Anders dagegen, sofern es um das Erfüllungsinteresse des Bestellers an einer mangelfreien Ausführung geht. In diesem Fall kann der Besteller auf der Grundlage des BGH-Urteils vom 22.02.2018 (Az.: VII ZR 46/17) seinen Schaden nicht auf der Grundlage der fiktiven Mängelbeseitigungskosten ermitteln. Stattdessen hat er folgende Möglichkeiten:
- Er kann gemäß § 634 Nr. 2, § 637 BGB einen Vorschuss in Höhe der voraussichtlichen Mängelbeseitigungskosten verlangen. Den Kostenvorschuss muss der Besteller dann innerhalb einer angemessenen Frist (z.B. innerhalb eines Jahres) zur Beseitigung der Mängel verwenden und auf Verlangen des Unternehmers hierüber eine endgültige Abrechnung erstellen. Sofern er den Kostenvorschuss nicht komplett aufgebraucht hat, muss er den restlichen Betrag zurückzahlen. Bei einer nicht fristgemäß durchgeführten Mängelbeseitigung muss er ggf. den kompletten Vorschuss zurückzahlen (kann aber ggf. mit Schadensersatzansprüchen aufrechnen).

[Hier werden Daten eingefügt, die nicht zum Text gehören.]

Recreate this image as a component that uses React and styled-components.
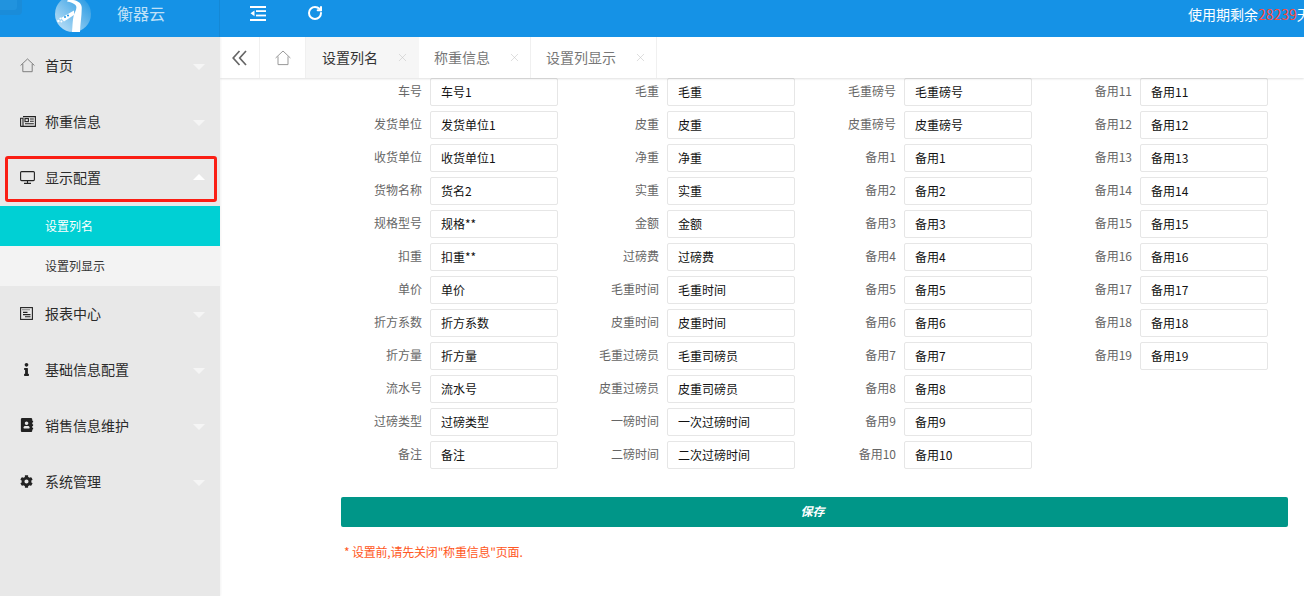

- Er kann den Mangel beseitigen lassen und die tatsächlich angefallenen Mängelbeseitigungskosten als Schaden gemäß § 634 Nr. 4, §§ 280, 281 BGB ersetzt verlangen. Vor Begleichung der Kosten kann er Befreiung von den zur Mängelbeseitigung eingegangenen Verbindlichkeiten verlangen.
- Wenn er den Mangel nicht beseitigen lassen will, kann er den Schaden im Wege einer Vermögensbilanz errechnen. Maßgeblich ist hierbei die Differenz zwischen dem hypothetischen Wert der durch das Werk geschaffenen mangelfreien Sache und dem tatsächlichen Wert der Sache mit Mangel. Wenn der Besteller die Sache bereits veräußert hat, kann er den Schaden nach dem konkreten Mindererlös wegen des Mangels bemessen.
- Er kann den Schaden auch in Anlehnung an § 634 Nr. 3, 638 BGB schätzen. Ausgangspunkt ist hierbei die für das Werk vereinbarte Vergütung. Der Minderwert wegen des nicht beseitigten Mangels bemisst sich dann nach dem durch der durch den Mangel erfolgten Störung des Äquivalenzverhältnisses.
Ein Sonderfall liegt vor, wenn der Mangel zu einer erheblichen Beeinträchtigung der Gebrauchstauglichkeit führt (z.B. war das Erdgeschoss des Hauses in dem Fall, über den das OLG Köln zu entscheiden hatte, ohne eine Sanierung nicht mehr bewohnbar). In diesem Fall wird die Vermögensbilanz (vgl. Ziffer 3.) regelmäßig ergeben, dass der Wert der Sache mindestens in Höhe der aufzuwendenden Sanierungskosten gemindert wird (eventuell kommen weitere Abzüge hinzu, wie z.B. ein etwaiger merkantiler Minderwert). In der Regel wird der Besteller in diesem Fall aber ohnehin an einer zügigen Sanierung interessiert sein und daher entweder Kostenvorschuss (vgl. Ziffer 1.) oder die bereits aufgewandten Mängelbeseitigungskosten (vgl. Ziffer 2.) geltend machen.